>> Start

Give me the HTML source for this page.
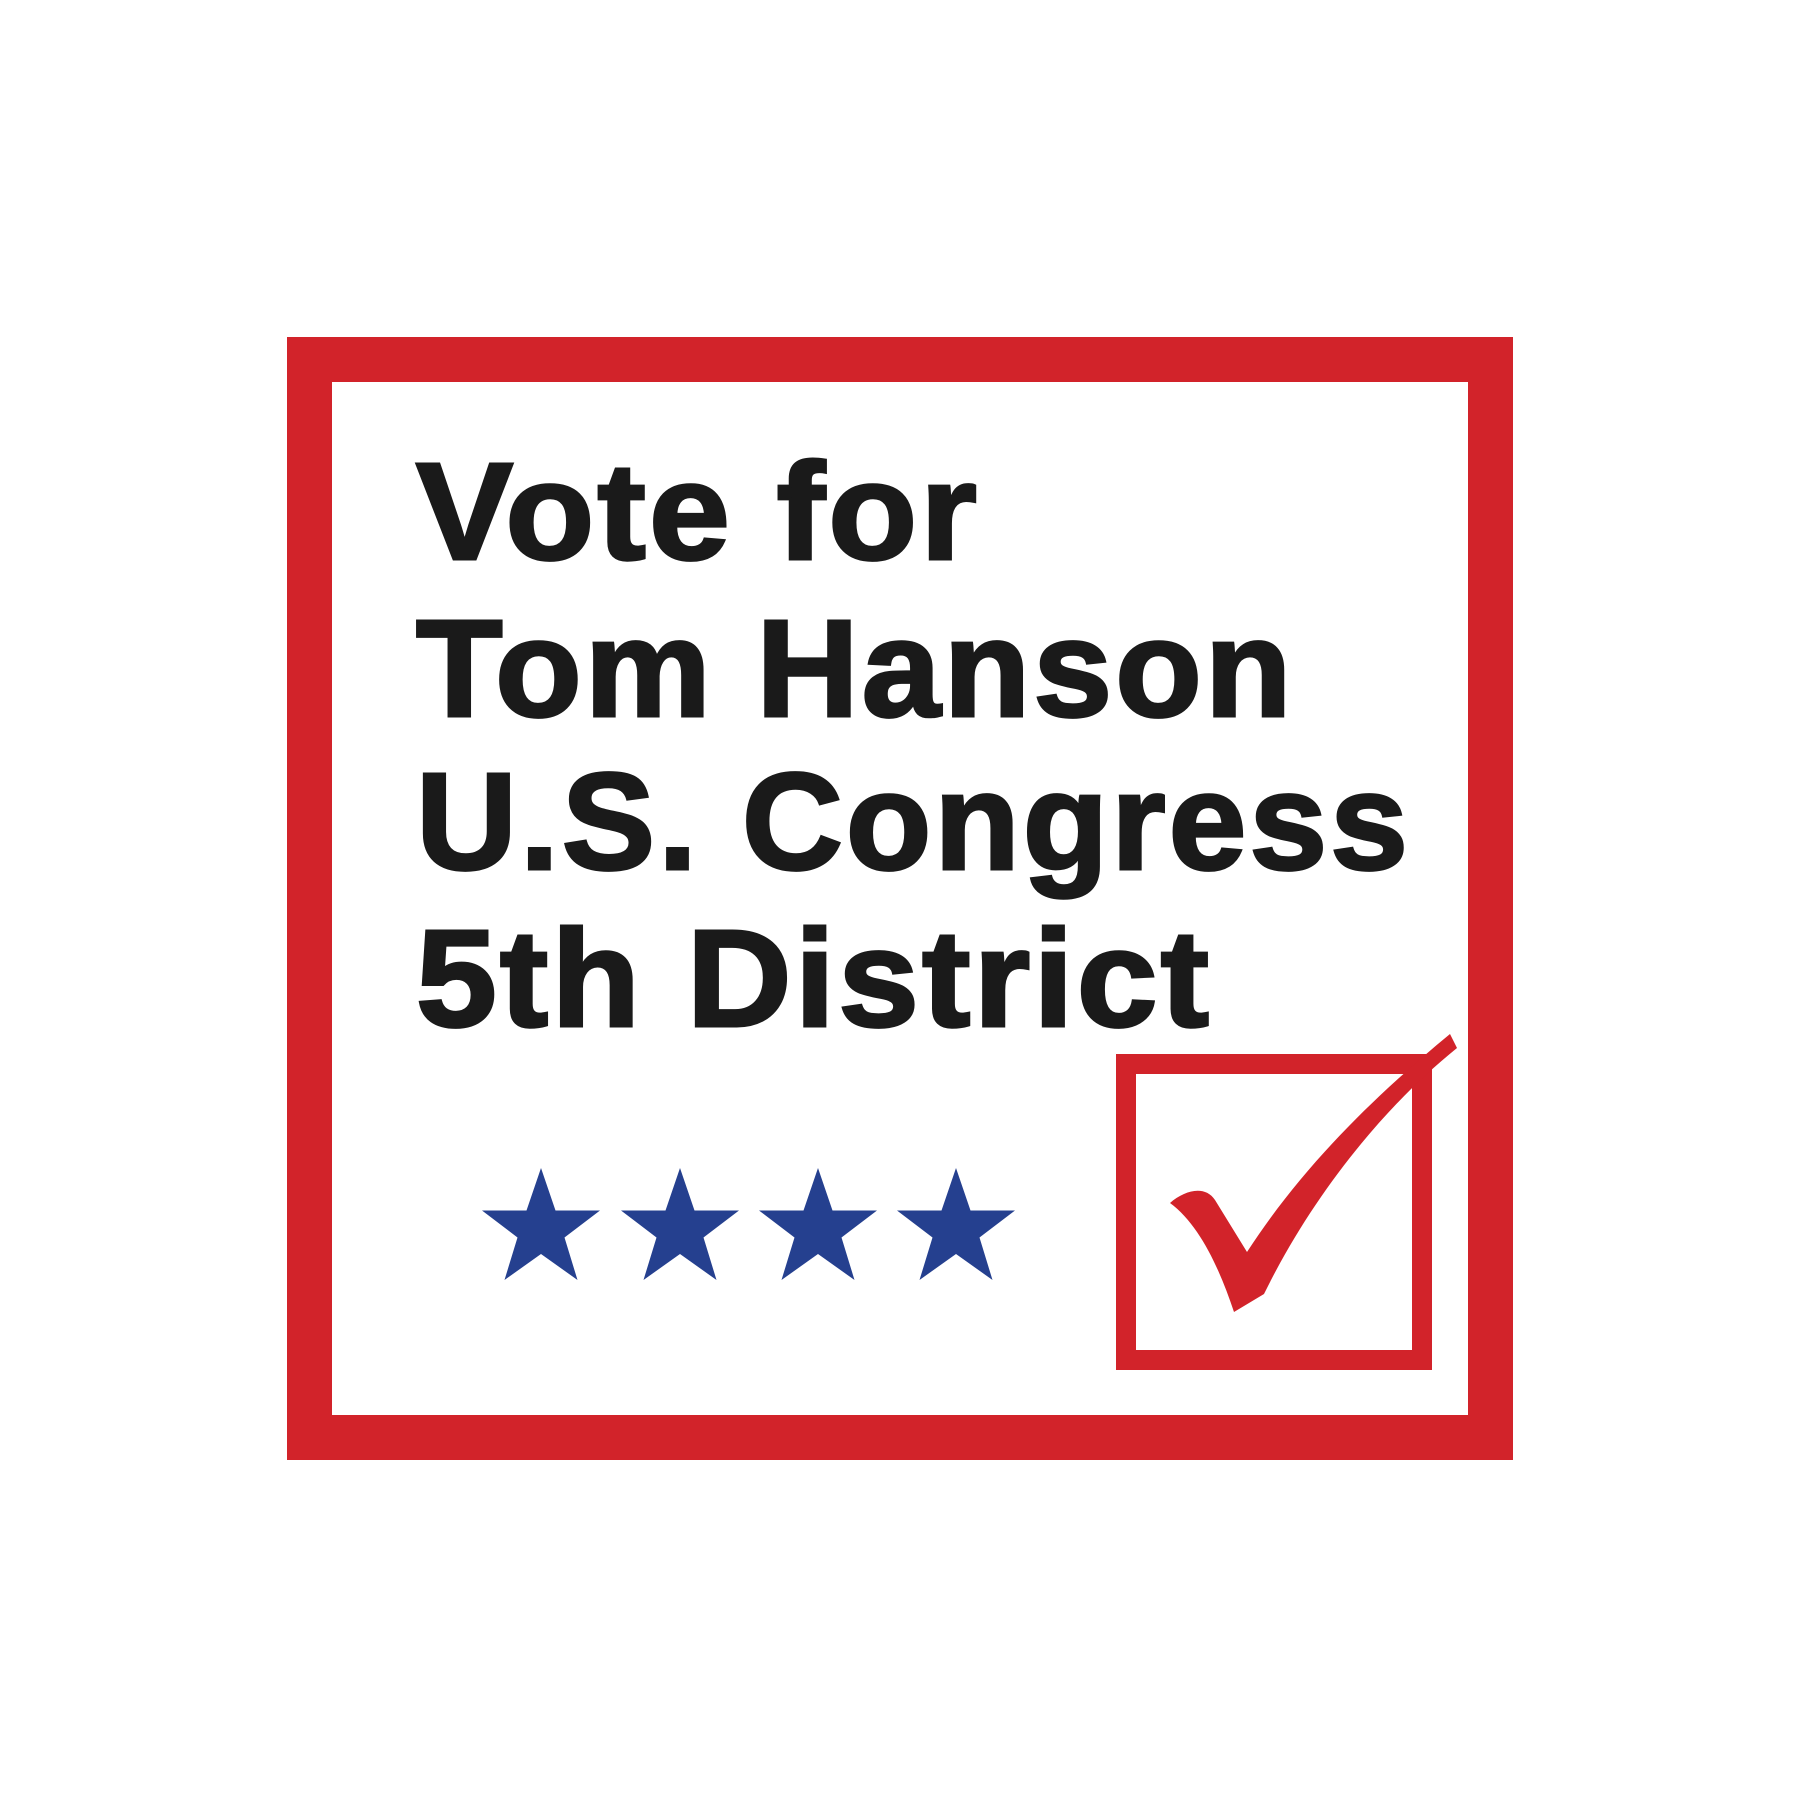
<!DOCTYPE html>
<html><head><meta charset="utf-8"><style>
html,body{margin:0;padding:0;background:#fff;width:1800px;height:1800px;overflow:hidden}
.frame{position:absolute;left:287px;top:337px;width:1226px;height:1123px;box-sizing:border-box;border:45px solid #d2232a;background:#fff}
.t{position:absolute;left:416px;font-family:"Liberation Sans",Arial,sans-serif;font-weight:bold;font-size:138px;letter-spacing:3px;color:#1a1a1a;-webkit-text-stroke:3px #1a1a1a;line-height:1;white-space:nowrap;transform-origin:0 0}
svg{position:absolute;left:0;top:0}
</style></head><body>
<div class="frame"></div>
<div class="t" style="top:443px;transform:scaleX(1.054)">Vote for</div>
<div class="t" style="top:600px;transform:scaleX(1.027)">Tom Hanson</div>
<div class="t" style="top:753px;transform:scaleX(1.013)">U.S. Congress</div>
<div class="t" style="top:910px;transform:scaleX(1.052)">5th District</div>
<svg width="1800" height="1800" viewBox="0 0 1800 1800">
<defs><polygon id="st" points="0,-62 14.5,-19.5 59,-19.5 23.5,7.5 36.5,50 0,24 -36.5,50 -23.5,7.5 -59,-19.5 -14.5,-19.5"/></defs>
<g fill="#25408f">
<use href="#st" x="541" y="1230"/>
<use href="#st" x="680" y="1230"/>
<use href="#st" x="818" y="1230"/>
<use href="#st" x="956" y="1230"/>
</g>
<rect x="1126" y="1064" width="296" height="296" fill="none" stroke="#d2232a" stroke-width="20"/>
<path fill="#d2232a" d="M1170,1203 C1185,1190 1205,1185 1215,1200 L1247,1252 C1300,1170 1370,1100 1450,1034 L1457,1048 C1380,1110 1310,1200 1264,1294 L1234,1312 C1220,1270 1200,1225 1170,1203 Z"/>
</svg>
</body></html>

>> End

### What the exercise asks:
Retype the data above exactly; pictures are not part of the copy.

### Answer for this exercise:
Give me the HTML source for this page.
<!DOCTYPE html>
<html><head><meta charset="utf-8"><style>
html,body{margin:0;padding:0;background:#fff;width:1800px;height:1800px;overflow:hidden}
.frame{position:absolute;left:287px;top:337px;width:1226px;height:1123px;box-sizing:border-box;border:45px solid #d2232a;background:#fff}
.t{position:absolute;left:416px;font-family:"Liberation Sans",Arial,sans-serif;font-weight:bold;font-size:138px;letter-spacing:3px;color:#1a1a1a;-webkit-text-stroke:3px #1a1a1a;line-height:1;white-space:nowrap;transform-origin:0 0}
svg{position:absolute;left:0;top:0}
</style></head><body>
<div class="frame"></div>
<div class="t" style="top:443px;transform:scaleX(1.054)">Vote for</div>
<div class="t" style="top:600px;transform:scaleX(1.027)">Tom Hanson</div>
<div class="t" style="top:753px;transform:scaleX(1.013)">U.S. Congress</div>
<div class="t" style="top:910px;transform:scaleX(1.052)">5th District</div>
<svg width="1800" height="1800" viewBox="0 0 1800 1800">
<defs><polygon id="st" points="0,-62 14.5,-19.5 59,-19.5 23.5,7.5 36.5,50 0,24 -36.5,50 -23.5,7.5 -59,-19.5 -14.5,-19.5"/></defs>
<g fill="#25408f">
<use href="#st" x="541" y="1230"/>
<use href="#st" x="680" y="1230"/>
<use href="#st" x="818" y="1230"/>
<use href="#st" x="956" y="1230"/>
</g>
<rect x="1126" y="1064" width="296" height="296" fill="none" stroke="#d2232a" stroke-width="20"/>
<path fill="#d2232a" d="M1170,1203 C1185,1190 1205,1185 1215,1200 L1247,1252 C1300,1170 1370,1100 1450,1034 L1457,1048 C1380,1110 1310,1200 1264,1294 L1234,1312 C1220,1270 1200,1225 1170,1203 Z"/>
</svg>
</body></html>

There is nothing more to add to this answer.